Stakeholder alignment becomes difficult when teams see implementation as a loss of control instead of a clearer way to execute. Procurement, operations, warehouse, finance, and customer-facing teams need to understand how decisions, handoffs, and exceptions will change.

Solution: Align Stakeholders

Map stakeholders by role and connect each group to the workflows it will actually use: cost and carrier strategy, execution rules, exception paths, appointment communication, dock coordination, invoice review, and audit workflows.

Use role-based training and early proof points to build adoption. Faster tender response, fewer manual status checks, cleaner carrier communication, tighter appointment visibility, and faster invoice resolution give teams visible reasons to trust the new model.

Challenge: Carrier Transition Disruptions

Carrier transition breaks down when carriers receive a new process without enough context to execute. If tendering, scheduling, tracking, billing, and escalation rules are unclear, tenders go unanswered, pickups slip, loads are rejected, and exception ownership breaks down.

Solution: Onboard Carriers in Phases

Move carriers in waves, starting with high-volume carriers, strategic lanes, and partners most important to service continuity. Then expand to secondary carriers, backup carriers, and spot capacity.

Each wave should validate tender acceptance, responsiveness, tracking compliance, and billing behavior before the next group is added.

Challenge: Service Level Dips During Transition

Service risk increases when teams are learning a new operating model while live freight continues to move. Full cutover becomes risky when the new workflow has not been tested against real exceptions.

Solution: Run Parallel Operations With Clear Exit Criteria

Parallel operations let the shipper and provider test the new workflow before full cutover. This can include tender monitoring, exception review, tracking validation, appointment confirmation, document checks, and invoice audit comparisons.

Set exit criteria for the parallel period: tender acceptance stability, on-time pickup, on-time delivery, tracking compliance, appointment accuracy, invoice accuracy, and stakeholder readiness. Once those indicators are stable, the legacy workflow can be reduced.

Challenge: Taking Over a Stalled TMS Implementation

Some shippers consider managed transportation after a TMS implementation has stalled. The system may be selected or partially configured, but the operation is still not live.

Solution: Stabilize Execution While the TMS Catches Up

Managed transportation can stabilize execution while the business decides whether to continue, redesign, or pause the TMS rollout.

A provider can take over selected workflows and keep freight moving when internal teams lack bandwidth to clean data, configure workflows, onboard carriers, train users, and manage live operations at the same time.

Post-Implementation: Measuring Success

A go-live date only confirms that the model is active. Success depends on whether execution becomes more stable, measurable, and controlled after the transition.
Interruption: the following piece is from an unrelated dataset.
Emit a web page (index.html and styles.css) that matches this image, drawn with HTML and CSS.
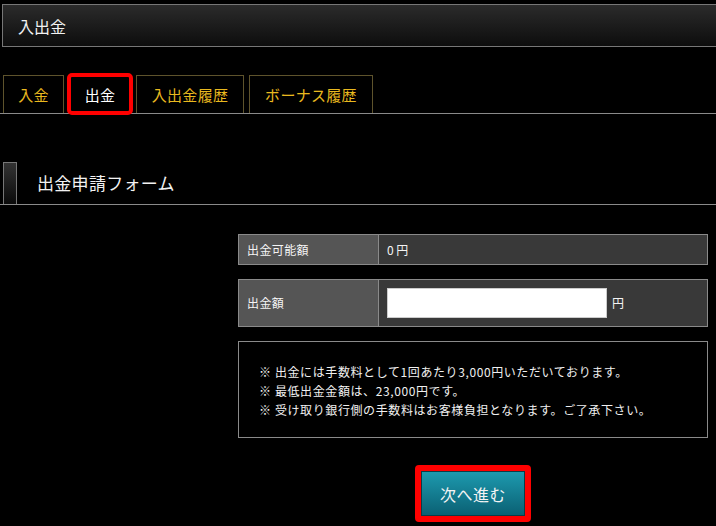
FILE: index.html
```html
<!DOCTYPE html>
<html lang="ja">
<head>
<meta charset="utf-8">
<link rel="stylesheet" href="styles.css">
</head>
<body>
<div class="page-title"><h1>入出金</h1></div>
<nav class="tabs">
  <a class="tab t1">入金</a>
  <a class="tab t2 active">出金</a>
  <a class="tab t3">入出金履歴</a>
  <a class="tab t4">ボーナス履歴</a>
</nav>
<div class="section-head"><span class="mark"></span><h2>出金申請フォーム</h2></div>
<div class="form">
  <div class="row r1"><div class="label">出金可能額</div><div class="value">0 円</div></div>
  <div class="row r2"><div class="label">出金額</div><div class="value"><span class="input"></span><span class="unit">円</span></div></div>
  <div class="notes">
    <p>※ 出金には手数料として1回あたり3,000円いただいております。</p>
    <p>※ 最低出金金額は、23,000円です。</p>
    <p>※ 受け取り銀行側の手数料はお客様負担となります。ご了承下さい。</p>
  </div>
  <div class="actions"><button class="next">次へ進む</button></div>
</div>
</body>
</html>
```
FILE: styles.css
```css
* { box-sizing: border-box; }
html, body { margin: 0; padding: 0; }
body {
  background: #000;
  color: #fff;
  font-family: "Noto Sans CJK JP", "Noto Sans", sans-serif;
  width: 716px;
  height: 526px;
  overflow: hidden;
}
.page-title {
  margin: 4px 0 0 2px;
  height: 43px;
  border: 1px solid #777;
  border-right: none;
  background: linear-gradient(#2b2b2b, #0d0d0d);
  display: flex;
  align-items: center;
  padding-left: 15px;
}
.page-title h1 {
  margin: 0;
  font-size: 16px;
  font-weight: 400;
  line-height: 20px;
  color: #f2f2f2;
}
.tabs {
  margin-top: 28px;
  display: flex;
  gap: 5px;
  padding-left: 3px;
  border-bottom: 1px solid #8a8a8a;
  height: 39px;
}
.tab {
  height: 38px;
  border: 1px solid #5e532c;
  border-bottom: none;
  display: flex;
  align-items: center;
  justify-content: center;
  color: #e9b91f;
  font-size: 15px;
  line-height: 18px;
  letter-spacing: 0.3px;
}
.t1 { width: 61px; }
.t2 { width: 62px; color: #fff; outline: 4px solid #f00; outline-offset: -2px; border-radius: 3px; border-color: #222; }
.t3 { width: 108px; }
.t4 { width: 124px; }
.section-head {
  margin-top: 48px;
  height: 43px;
  display: flex;
  align-items: center;
  border-bottom: 1px solid #8a8a8a;
  padding-left: 3px;
}
.section-head .mark {
  width: 14px;
  height: 42px;
  border: 1px solid #777;
  border-bottom: none;
  background: linear-gradient(#333, #0a0a0a);
  align-self: flex-end;
}
.section-head h2 {
  margin: 0 0 0 20px;
  font-size: 17px;
  font-weight: 400;
  line-height: 20px;
  color: #f2f2f2;
  letter-spacing: 0.3px;
}
.form {
  margin: 29px 0 0 238px;
  width: 470px;
  display: flex;
  flex-direction: column;
}
.row {
  display: flex;
  border: 1px solid #8a8a8a;
  font-size: 12px;
  line-height: 16px;
}
.r1 { height: 31px; }
.r2 { height: 48px; margin-top: 14px; }
.label {
  width: 140px;
  background: #555;
  border-right: 1px solid #8a8a8a;
  display: flex;
  align-items: center;
  padding-left: 8px;
  color: #f4f4f4;
  letter-spacing: 0.4px;
}
.value {
  flex: 1;
  background: #393939;
  display: flex;
  align-items: center;
  padding-left: 8px;
  color: #f4f4f4;
}
.input {
  width: 220px;
  height: 30px;
  background: #fff;
  border: 1px solid #ccc;
  display: block;
}
.unit { margin-left: 5px; }
.notes {
  margin-top: 14px;
  height: 97px;
  border: 1px solid #8a8a8a;
  padding: 20px 0 0 20px;
  font-size: 12px;
  line-height: 19px;
  letter-spacing: 0.6px;
  color: #f0f0f0;
}
.notes p { margin: 0; }
.actions {
  display: flex;
  justify-content: center;
  margin-top: 27px;
}
.next {
  width: 116px;
  height: 57px;
  border: 6px solid #f00;
  border-radius: 4px;
  background: linear-gradient(#1e9bb0, #0a5f72);
  box-shadow: inset 0 0 0 1px #0b3c47;
  color: #f4f4f4;
  font-family: "Noto Sans CJK JP", sans-serif;
  font-size: 16px;
  line-height: 20px;
  letter-spacing: 0.5px;
  padding: 0;
}
```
Key Metrics and When to Declare Victory

Track the metrics that show whether cost, service, visibility, and adoption are improving:

  • Tender acceptance and routing guide compliance
  • Spot market reliance and savings capture
  • On-time pickup, on-time delivery, and appointment accuracy
  • Tracking compliance and exception visibility
  • Accessorial frequency and invoice accuracy
  • Stakeholder adoption

Declare victory in stages: operational stability first, then consistent execution across lanes and teams, then measurable gains in cost, service, productivity, and exception reduction.
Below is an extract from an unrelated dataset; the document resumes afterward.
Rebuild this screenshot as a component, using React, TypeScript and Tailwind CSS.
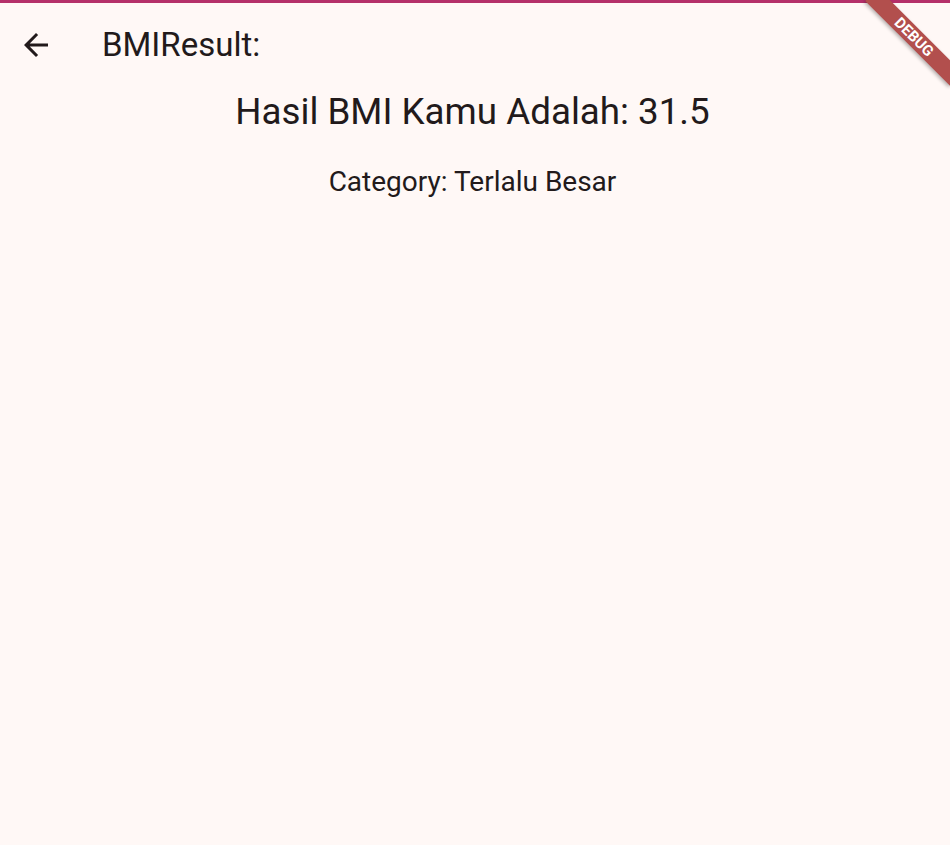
import React from "react";

const BackArrow: React.FC = () => (
  <svg width="36" height="36" viewBox="0 0 24 24" fill="#221a1b">
    <path d="M20 11H7.83l5.59-5.59L12 4l-8 8 8 8 1.41-1.41L7.83 13H20v-2z" />
  </svg>
);

const App: React.FC = () => {
  return (
    <div
      className="relative h-screen w-full overflow-hidden bg-[#fff8f6] text-[#221a1b]"
      style={{ fontFamily: "Roboto, 'Noto Sans', sans-serif" }}
    >
      {/* top accent line */}
      <div className="h-[3px] bg-[#b5306a]"></div>

      {/* App bar */}
      <header className="flex h-[84px] items-center">
        <div className="ml-[18px] flex h-[36px] w-[36px] items-center justify-center">
          <BackArrow />
        </div>
        <h1 className="ml-[48px] text-[33px] leading-[40px] font-normal">BMIResult:</h1>
      </header>

      {/* Result */}
      <main className="flex flex-col items-center pt-[5px] pr-[5px]">
        <p className="text-[36.75px] leading-[40px]">Hasil BMI Kamu Adalah: 31.5</p>
        <p className="mt-[35px] text-[28px] leading-[30px]">Category: Terlalu Besar</p>
      </main>

      {/* Debug banner */}
      <div className="absolute left-[854px] top-[28px] flex h-[18px] w-[120px] rotate-45 items-center justify-center bg-[#b24f4d] shadow-[0_2px_4px_rgba(0,0,0,0.3)]">
        <span className="text-[15px] leading-none font-bold text-white">DEBUG</span>
      </div>
    </div>
  );
};

export default App;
Frequently Asked Questions About Managed Transportation Challenges

These answers focus on the decisions that help teams protect service, assign ownership, and move into implementation with more control.
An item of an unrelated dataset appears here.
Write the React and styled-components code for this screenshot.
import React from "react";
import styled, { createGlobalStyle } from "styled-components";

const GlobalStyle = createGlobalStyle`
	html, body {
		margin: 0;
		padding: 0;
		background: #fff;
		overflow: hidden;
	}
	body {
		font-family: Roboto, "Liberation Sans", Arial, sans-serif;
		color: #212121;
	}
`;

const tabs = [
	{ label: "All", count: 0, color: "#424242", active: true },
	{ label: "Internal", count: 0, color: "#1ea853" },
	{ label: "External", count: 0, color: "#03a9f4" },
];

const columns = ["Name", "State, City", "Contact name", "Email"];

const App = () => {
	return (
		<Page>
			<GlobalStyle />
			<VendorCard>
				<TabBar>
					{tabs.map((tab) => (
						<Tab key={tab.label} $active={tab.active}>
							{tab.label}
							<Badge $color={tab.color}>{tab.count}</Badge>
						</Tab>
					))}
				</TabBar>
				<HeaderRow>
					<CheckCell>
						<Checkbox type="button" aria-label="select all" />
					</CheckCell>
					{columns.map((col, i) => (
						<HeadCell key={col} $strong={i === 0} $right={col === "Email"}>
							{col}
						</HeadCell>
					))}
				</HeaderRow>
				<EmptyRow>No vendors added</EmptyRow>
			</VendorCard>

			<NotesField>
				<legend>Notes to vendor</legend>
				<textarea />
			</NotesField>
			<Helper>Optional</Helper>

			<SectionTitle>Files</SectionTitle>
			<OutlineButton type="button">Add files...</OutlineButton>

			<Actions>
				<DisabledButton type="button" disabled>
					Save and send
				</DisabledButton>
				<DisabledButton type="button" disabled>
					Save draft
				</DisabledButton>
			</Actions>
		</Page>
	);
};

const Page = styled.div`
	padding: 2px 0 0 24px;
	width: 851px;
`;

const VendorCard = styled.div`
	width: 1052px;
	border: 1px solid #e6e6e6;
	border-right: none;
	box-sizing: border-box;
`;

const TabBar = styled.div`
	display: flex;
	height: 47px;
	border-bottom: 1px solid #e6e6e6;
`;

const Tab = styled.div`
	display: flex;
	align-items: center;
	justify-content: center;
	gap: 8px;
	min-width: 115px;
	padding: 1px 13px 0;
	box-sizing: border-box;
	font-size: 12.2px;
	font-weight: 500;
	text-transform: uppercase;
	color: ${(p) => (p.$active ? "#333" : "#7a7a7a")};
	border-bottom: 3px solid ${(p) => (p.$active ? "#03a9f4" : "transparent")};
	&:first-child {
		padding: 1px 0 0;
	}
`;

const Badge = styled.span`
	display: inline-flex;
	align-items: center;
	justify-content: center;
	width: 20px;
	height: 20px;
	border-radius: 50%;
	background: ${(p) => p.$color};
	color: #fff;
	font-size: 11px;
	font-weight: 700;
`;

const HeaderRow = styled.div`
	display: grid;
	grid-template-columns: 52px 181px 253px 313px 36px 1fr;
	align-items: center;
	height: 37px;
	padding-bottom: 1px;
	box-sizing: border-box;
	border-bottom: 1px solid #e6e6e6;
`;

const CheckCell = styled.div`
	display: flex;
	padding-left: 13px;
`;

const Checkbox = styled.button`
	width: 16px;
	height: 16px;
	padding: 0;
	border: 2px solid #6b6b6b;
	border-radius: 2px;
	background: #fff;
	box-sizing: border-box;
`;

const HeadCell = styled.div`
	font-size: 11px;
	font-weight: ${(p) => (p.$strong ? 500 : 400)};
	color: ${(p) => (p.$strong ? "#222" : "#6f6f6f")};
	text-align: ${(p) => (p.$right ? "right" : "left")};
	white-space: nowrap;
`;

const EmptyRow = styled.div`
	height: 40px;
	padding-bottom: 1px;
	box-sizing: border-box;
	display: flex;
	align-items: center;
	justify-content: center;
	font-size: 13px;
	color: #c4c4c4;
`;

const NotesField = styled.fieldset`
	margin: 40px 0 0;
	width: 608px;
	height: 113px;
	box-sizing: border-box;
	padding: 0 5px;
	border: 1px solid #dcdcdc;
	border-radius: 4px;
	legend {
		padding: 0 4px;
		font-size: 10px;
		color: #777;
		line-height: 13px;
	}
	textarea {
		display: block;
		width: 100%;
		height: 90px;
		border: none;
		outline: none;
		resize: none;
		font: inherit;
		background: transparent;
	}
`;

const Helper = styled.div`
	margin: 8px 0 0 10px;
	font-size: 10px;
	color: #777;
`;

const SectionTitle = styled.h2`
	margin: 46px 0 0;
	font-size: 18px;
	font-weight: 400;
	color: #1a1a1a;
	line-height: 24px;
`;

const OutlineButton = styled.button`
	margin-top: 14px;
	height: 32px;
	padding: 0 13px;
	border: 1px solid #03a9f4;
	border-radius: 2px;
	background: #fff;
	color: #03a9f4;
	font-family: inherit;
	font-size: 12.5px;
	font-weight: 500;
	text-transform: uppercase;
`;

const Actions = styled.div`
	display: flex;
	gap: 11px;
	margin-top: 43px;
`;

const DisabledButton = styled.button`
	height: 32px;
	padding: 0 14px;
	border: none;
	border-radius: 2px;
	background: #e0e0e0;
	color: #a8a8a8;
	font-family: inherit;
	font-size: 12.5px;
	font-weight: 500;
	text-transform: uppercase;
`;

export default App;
What’s the Top Reason MT Implementations Fail?

Most MT implementations struggle when ownership is unclear. Data cleanup, carrier communication, stakeholder decisions, and go-live readiness all move slower without a clear sponsor, day-to-day project owner, and defined decision rights.

How Do I Prevent Service Disruptions During MT Go-Live?

Move in phases instead of shifting the full network at once. Start with controlled lanes, run parallel checks where needed, confirm escalation paths, and validate tendering, tracking, appointments, and invoice behavior before expanding.

What Does a Successful MT Implementation Checklist Look Like?

A strong checklist covers data readiness, integrations, carrier onboarding, stakeholder training, go-live risk, exception handling, financial workflows, reporting, performance targets, and post-launch governance. Each dependency should have an owner, deadline, and validation step.

Can an MT Provider Take Over a Failing TMS Implementation?

Yes, an MT provider can step in when a TMS project is delayed, underused, or not ready for go-live. It can take over selected workflows, run alongside the existing project, or replace parts of the rollout with managed execution while the shipper stabilizes daily operations.

Set Your Implementation Up for Success From Day One

A strong implementation begins when teams agree on the decisions, data, service requirements, and rollout sequence that will guide the transition.

With those controls in place, the transition starts doing what managed transportation is meant to do: simplify execution. Teams move with clearer ownership, carriers receive cleaner direction, exceptions have a defined path, and the model is ready to scale beyond the launch window.